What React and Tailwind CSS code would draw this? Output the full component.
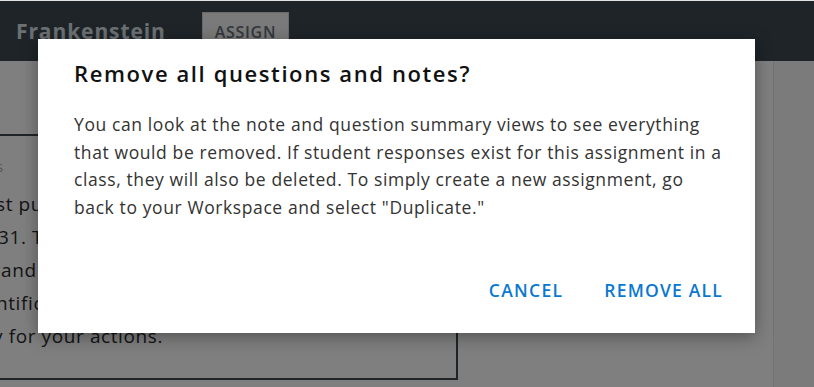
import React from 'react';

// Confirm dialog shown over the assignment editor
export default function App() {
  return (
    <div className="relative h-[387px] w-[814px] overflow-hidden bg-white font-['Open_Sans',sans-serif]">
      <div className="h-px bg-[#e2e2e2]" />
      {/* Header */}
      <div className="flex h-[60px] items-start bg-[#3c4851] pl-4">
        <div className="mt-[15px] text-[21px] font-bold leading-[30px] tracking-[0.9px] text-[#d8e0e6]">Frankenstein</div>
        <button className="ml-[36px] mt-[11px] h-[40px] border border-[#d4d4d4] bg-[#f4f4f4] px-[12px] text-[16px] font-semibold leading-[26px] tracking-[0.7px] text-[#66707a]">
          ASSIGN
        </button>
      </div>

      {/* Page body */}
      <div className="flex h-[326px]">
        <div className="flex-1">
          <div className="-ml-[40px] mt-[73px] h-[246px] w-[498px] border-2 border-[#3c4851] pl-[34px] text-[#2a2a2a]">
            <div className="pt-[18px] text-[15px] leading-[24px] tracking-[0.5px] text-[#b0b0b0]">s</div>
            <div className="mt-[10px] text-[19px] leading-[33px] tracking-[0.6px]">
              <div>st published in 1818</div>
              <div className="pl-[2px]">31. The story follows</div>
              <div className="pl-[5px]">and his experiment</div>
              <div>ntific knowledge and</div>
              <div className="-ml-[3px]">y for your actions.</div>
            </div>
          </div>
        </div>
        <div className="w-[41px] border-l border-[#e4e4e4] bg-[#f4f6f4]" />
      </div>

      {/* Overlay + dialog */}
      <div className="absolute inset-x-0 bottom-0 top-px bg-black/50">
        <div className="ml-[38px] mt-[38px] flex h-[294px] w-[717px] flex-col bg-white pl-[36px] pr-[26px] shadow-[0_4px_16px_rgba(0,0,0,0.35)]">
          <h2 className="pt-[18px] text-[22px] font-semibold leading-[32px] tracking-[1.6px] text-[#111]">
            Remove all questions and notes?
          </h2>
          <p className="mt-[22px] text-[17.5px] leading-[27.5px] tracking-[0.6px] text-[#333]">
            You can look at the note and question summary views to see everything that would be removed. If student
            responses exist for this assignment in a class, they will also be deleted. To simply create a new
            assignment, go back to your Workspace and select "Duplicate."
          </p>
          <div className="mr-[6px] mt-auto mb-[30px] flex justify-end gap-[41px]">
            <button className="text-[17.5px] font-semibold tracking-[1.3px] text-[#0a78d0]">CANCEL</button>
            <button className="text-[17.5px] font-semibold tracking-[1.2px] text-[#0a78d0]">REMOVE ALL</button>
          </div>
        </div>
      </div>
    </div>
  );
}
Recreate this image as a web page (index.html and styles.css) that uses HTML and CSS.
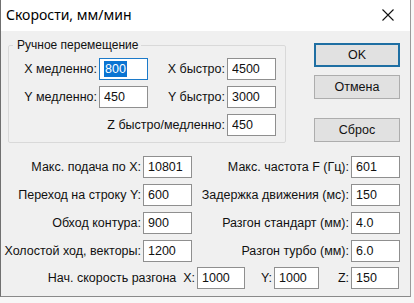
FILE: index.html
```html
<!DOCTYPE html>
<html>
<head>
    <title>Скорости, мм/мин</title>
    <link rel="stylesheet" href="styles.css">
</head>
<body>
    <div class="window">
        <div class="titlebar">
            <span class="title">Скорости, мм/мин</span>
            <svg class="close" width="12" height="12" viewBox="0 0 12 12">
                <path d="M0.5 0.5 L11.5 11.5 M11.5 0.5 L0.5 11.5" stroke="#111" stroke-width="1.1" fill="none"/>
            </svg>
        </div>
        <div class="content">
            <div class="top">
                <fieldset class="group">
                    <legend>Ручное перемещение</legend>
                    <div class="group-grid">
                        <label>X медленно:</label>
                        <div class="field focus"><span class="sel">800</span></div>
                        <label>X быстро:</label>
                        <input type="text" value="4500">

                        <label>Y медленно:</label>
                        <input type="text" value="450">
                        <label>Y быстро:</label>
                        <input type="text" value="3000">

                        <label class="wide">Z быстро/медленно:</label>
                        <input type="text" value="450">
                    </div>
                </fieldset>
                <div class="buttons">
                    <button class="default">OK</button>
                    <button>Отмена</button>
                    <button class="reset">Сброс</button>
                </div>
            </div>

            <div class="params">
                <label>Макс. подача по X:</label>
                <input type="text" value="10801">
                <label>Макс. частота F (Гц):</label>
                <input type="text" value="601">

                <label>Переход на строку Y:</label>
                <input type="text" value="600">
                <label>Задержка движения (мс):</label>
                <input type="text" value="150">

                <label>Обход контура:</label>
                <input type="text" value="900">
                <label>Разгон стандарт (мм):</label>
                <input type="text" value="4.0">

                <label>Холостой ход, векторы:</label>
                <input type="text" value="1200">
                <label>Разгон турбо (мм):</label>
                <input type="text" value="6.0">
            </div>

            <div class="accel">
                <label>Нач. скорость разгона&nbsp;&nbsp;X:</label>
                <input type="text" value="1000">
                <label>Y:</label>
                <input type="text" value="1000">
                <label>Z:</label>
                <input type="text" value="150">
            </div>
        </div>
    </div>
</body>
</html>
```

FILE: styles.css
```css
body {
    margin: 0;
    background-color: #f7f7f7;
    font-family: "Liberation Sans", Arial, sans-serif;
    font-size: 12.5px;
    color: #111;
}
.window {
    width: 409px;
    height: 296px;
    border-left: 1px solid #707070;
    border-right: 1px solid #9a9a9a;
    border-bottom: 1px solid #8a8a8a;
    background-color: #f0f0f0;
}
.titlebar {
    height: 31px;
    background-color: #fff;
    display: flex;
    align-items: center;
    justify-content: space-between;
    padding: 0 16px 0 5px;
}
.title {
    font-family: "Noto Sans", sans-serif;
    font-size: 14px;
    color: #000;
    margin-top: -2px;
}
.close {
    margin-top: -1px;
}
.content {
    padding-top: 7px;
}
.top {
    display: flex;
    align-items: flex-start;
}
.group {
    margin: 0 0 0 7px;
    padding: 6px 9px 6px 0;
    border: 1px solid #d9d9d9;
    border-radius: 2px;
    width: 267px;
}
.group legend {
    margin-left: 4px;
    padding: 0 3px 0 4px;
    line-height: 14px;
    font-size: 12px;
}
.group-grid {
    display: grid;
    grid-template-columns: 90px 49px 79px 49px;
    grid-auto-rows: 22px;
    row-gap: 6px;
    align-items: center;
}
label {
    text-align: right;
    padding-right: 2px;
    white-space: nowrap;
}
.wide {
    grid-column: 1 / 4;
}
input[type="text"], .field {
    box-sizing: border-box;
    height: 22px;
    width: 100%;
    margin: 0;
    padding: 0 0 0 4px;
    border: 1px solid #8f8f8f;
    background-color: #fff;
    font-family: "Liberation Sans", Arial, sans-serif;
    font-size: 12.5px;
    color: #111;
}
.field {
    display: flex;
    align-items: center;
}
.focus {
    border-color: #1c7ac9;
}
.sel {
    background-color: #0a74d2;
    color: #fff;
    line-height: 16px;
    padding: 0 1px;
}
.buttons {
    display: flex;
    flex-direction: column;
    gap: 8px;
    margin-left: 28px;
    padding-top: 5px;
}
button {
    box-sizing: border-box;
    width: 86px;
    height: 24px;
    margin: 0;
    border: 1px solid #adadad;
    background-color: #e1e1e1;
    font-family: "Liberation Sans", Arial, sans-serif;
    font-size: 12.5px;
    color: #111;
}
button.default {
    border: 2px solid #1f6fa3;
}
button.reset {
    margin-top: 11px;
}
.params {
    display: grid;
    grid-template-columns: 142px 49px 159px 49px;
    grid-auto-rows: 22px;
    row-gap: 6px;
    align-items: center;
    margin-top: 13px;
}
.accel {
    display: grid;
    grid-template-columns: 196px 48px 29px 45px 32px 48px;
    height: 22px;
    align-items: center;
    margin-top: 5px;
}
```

- Challenge -
Pictures are not part of the copy; reproduce everything else in the records exactly.

- Written answer -
What React and Tailwind CSS code would draw this? Output the full component.
import React from 'react';

// Confirm dialog shown over the assignment editor
export default function App() {
  return (
    <div className="relative h-[387px] w-[814px] overflow-hidden bg-white font-['Open_Sans',sans-serif]">
      <div className="h-px bg-[#e2e2e2]" />
      {/* Header */}
      <div className="flex h-[60px] items-start bg-[#3c4851] pl-4">
        <div className="mt-[15px] text-[21px] font-bold leading-[30px] tracking-[0.9px] text-[#d8e0e6]">Frankenstein</div>
        <button className="ml-[36px] mt-[11px] h-[40px] border border-[#d4d4d4] bg-[#f4f4f4] px-[12px] text-[16px] font-semibold leading-[26px] tracking-[0.7px] text-[#66707a]">
          ASSIGN
        </button>
      </div>

      {/* Page body */}
      <div className="flex h-[326px]">
        <div className="flex-1">
          <div className="-ml-[40px] mt-[73px] h-[246px] w-[498px] border-2 border-[#3c4851] pl-[34px] text-[#2a2a2a]">
            <div className="pt-[18px] text-[15px] leading-[24px] tracking-[0.5px] text-[#b0b0b0]">s</div>
            <div className="mt-[10px] text-[19px] leading-[33px] tracking-[0.6px]">
              <div>st published in 1818</div>
              <div className="pl-[2px]">31. The story follows</div>
              <div className="pl-[5px]">and his experiment</div>
              <div>ntific knowledge and</div>
              <div className="-ml-[3px]">y for your actions.</div>
            </div>
          </div>
        </div>
        <div className="w-[41px] border-l border-[#e4e4e4] bg-[#f4f6f4]" />
      </div>

      {/* Overlay + dialog */}
      <div className="absolute inset-x-0 bottom-0 top-px bg-black/50">
        <div className="ml-[38px] mt-[38px] flex h-[294px] w-[717px] flex-col bg-white pl-[36px] pr-[26px] shadow-[0_4px_16px_rgba(0,0,0,0.35)]">
          <h2 className="pt-[18px] text-[22px] font-semibold leading-[32px] tracking-[1.6px] text-[#111]">
            Remove all questions and notes?
          </h2>
          <p className="mt-[22px] text-[17.5px] leading-[27.5px] tracking-[0.6px] text-[#333]">
            You can look at the note and question summary views to see everything that would be removed. If student
            responses exist for this assignment in a class, they will also be deleted. To simply create a new
            assignment, go back to your Workspace and select "Duplicate."
          </p>
          <div className="mr-[6px] mt-auto mb-[30px] flex justify-end gap-[41px]">
            <button className="text-[17.5px] font-semibold tracking-[1.3px] text-[#0a78d0]">CANCEL</button>
            <button className="text-[17.5px] font-semibold tracking-[1.2px] text-[#0a78d0]">REMOVE ALL</button>
          </div>
        </div>
      </div>
    </div>
  );
}
Recreate this image as a web page (index.html and styles.css) that uses HTML and CSS.
FILE: index.html
```html
<!DOCTYPE html>
<html>
<head>
    <title>Скорости, мм/мин</title>
    <link rel="stylesheet" href="styles.css">
</head>
<body>
    <div class="window">
        <div class="titlebar">
            <span class="title">Скорости, мм/мин</span>
            <svg class="close" width="12" height="12" viewBox="0 0 12 12">
                <path d="M0.5 0.5 L11.5 11.5 M11.5 0.5 L0.5 11.5" stroke="#111" stroke-width="1.1" fill="none"/>
            </svg>
        </div>
        <div class="content">
            <div class="top">
                <fieldset class="group">
                    <legend>Ручное перемещение</legend>
                    <div class="group-grid">
                        <label>X медленно:</label>
                        <div class="field focus"><span class="sel">800</span></div>
                        <label>X быстро:</label>
                        <input type="text" value="4500">

                        <label>Y медленно:</label>
                        <input type="text" value="450">
                        <label>Y быстро:</label>
                        <input type="text" value="3000">

                        <label class="wide">Z быстро/медленно:</label>
                        <input type="text" value="450">
                    </div>
                </fieldset>
                <div class="buttons">
                    <button class="default">OK</button>
                    <button>Отмена</button>
                    <button class="reset">Сброс</button>
                </div>
            </div>

            <div class="params">
                <label>Макс. подача по X:</label>
                <input type="text" value="10801">
                <label>Макс. частота F (Гц):</label>
                <input type="text" value="601">

                <label>Переход на строку Y:</label>
                <input type="text" value="600">
                <label>Задержка движения (мс):</label>
                <input type="text" value="150">

                <label>Обход контура:</label>
                <input type="text" value="900">
                <label>Разгон стандарт (мм):</label>
                <input type="text" value="4.0">

                <label>Холостой ход, векторы:</label>
                <input type="text" value="1200">
                <label>Разгон турбо (мм):</label>
                <input type="text" value="6.0">
            </div>

            <div class="accel">
                <label>Нач. скорость разгона&nbsp;&nbsp;X:</label>
                <input type="text" value="1000">
                <label>Y:</label>
                <input type="text" value="1000">
                <label>Z:</label>
                <input type="text" value="150">
            </div>
        </div>
    </div>
</body>
</html>
```

FILE: styles.css
```css
body {
    margin: 0;
    background-color: #f7f7f7;
    font-family: "Liberation Sans", Arial, sans-serif;
    font-size: 12.5px;
    color: #111;
}
.window {
    width: 409px;
    height: 296px;
    border-left: 1px solid #707070;
    border-right: 1px solid #9a9a9a;
    border-bottom: 1px solid #8a8a8a;
    background-color: #f0f0f0;
}
.titlebar {
    height: 31px;
    background-color: #fff;
    display: flex;
    align-items: center;
    justify-content: space-between;
    padding: 0 16px 0 5px;
}
.title {
    font-family: "Noto Sans", sans-serif;
    font-size: 14px;
    color: #000;
    margin-top: -2px;
}
.close {
    margin-top: -1px;
}
.content {
    padding-top: 7px;
}
.top {
    display: flex;
    align-items: flex-start;
}
.group {
    margin: 0 0 0 7px;
    padding: 6px 9px 6px 0;
    border: 1px solid #d9d9d9;
    border-radius: 2px;
    width: 267px;
}
.group legend {
    margin-left: 4px;
    padding: 0 3px 0 4px;
    line-height: 14px;
    font-size: 12px;
}
.group-grid {
    display: grid;
    grid-template-columns: 90px 49px 79px 49px;
    grid-auto-rows: 22px;
    row-gap: 6px;
    align-items: center;
}
label {
    text-align: right;
    padding-right: 2px;
    white-space: nowrap;
}
.wide {
    grid-column: 1 / 4;
}
input[type="text"], .field {
    box-sizing: border-box;
    height: 22px;
    width: 100%;
    margin: 0;
    padding: 0 0 0 4px;
    border: 1px solid #8f8f8f;
    background-color: #fff;
    font-family: "Liberation Sans", Arial, sans-serif;
    font-size: 12.5px;
    color: #111;
}
.field {
    display: flex;
    align-items: center;
}
.focus {
    border-color: #1c7ac9;
}
.sel {
    background-color: #0a74d2;
    color: #fff;
    line-height: 16px;
    padding: 0 1px;
}
.buttons {
    display: flex;
    flex-direction: column;
    gap: 8px;
    margin-left: 28px;
    padding-top: 5px;
}
button {
    box-sizing: border-box;
    width: 86px;
    height: 24px;
    margin: 0;
    border: 1px solid #adadad;
    background-color: #e1e1e1;
    font-family: "Liberation Sans", Arial, sans-serif;
    font-size: 12.5px;
    color: #111;
}
button.default {
    border: 2px solid #1f6fa3;
}
button.reset {
    margin-top: 11px;
}
.params {
    display: grid;
    grid-template-columns: 142px 49px 159px 49px;
    grid-auto-rows: 22px;
    row-gap: 6px;
    align-items: center;
    margin-top: 13px;
}
.accel {
    display: grid;
    grid-template-columns: 196px 48px 29px 45px 32px 48px;
    height: 22px;
    align-items: center;
    margin-top: 5px;
}
```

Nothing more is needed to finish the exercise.